Ray McLoughlin
- Born: Raymond John McLoughlin 24 August 1939 Ballinasloe, Ireland
- Died: 20 November 2021 (aged 82)
- School: Garbally
- University: University College Dublin

Rugby union career
- Position: Prop

Senior career
- Years: Team / Apps / (Points)
- University College Dublin
- –: Blackrock College
- –: Gosforth Rugby Football Club
- –: London Irish
- –: Barbarian F.C.

Provincial / State sides
- Years: Team / Apps / (Points)
- Connacht

International career
- Years: Team / Apps / (Points)
- 1962–1975: Ireland / 40 / (4)
- 1966–1971: British Lions / 3 / (3)

= Ray McLoughlin =

Irish rugby union player (1939–2021)

Raymond John McLoughlin (21 August 1939 – 20 November 2021) was an Irish rugby union international who was capped 40 times at prop, an Irish record at the time. He began at tight head, moving to the open side on his return to the Ireland team in 1971 after a five-year absence. McLoughlin captained his country on seven occasions. He was selected for two test series with the British Lions and played for invitational tourists the Barbarians. McLoughlin also had a long career at club and provincial level, representing Connacht. After his death he was credited with developing the eight-man scrum.

==Early life==
He was born in Ahascragh, Ballinasloe, Co Galway, Ireland, and received his secondary school education at Garbally College and Blackrock College. He is one of five children of Tadhg Mac Lochlainn and Mel Kelly. He was a brother of Colm and Feidlim McLoughlin.

McLoughlin played for Ballinasloe, Athlone and Blackrock and studied at University College Dublin, graduating with a degree in chemical engineering and playing for the university club; later he represented Gosforth, Northumberland and the British Universities.

==Rugby career==
He toured twice with the British Lions, in 1966 to Australia and New Zealand and again in 1971 to New Zealand. Both tours saw McLoughlin injured, though in the 1966 tour he managed to play in three Tests before being forced to retire. However, in 1971 he managed just five provincial games before he broke his thumb in a very violent game against Canterbury.

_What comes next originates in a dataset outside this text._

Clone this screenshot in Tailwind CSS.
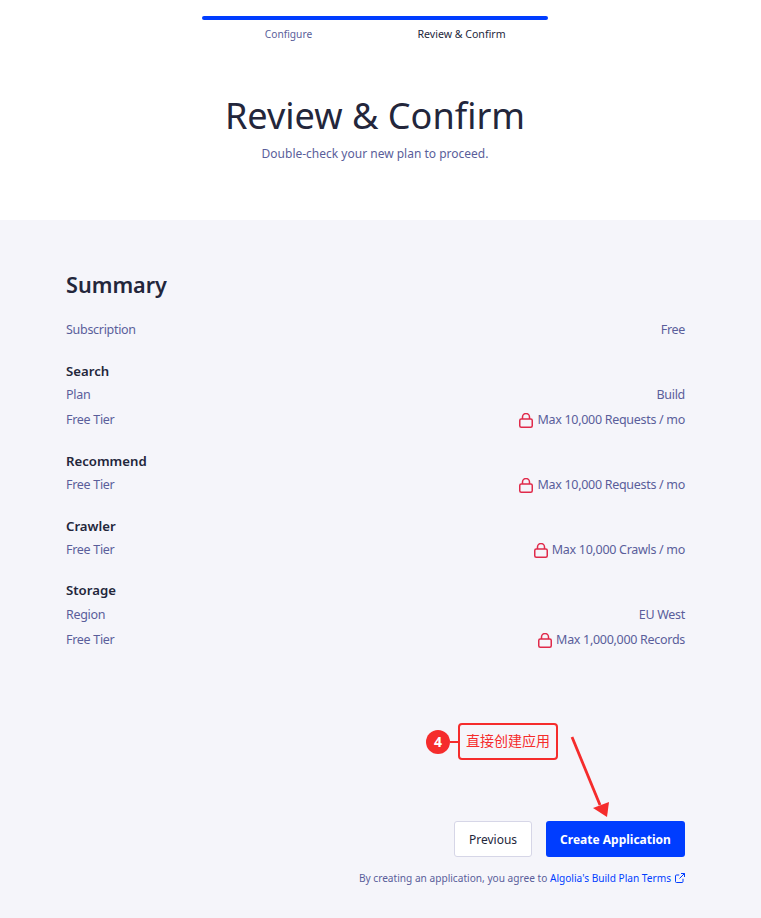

McLoughlin's knowledge and scenario planning were highly valued by other good players. John Taylor, who toured with McLoughlin with the British Lions in 1971, described him as "one of the best technicians the game has ever known". Sports columnist Bill Bridge in 2008 named him as Ireland's best open-side prop of the previous 40 years.

==Business career==
Outside rugby, McLoughlin was a business man. In 1973 he was the chief executive of James Crean, an industrial holdings company. As of 2006 he was the chairman of Oakhill printing group.

==Death==
He died on 20 November 2021, aged 82.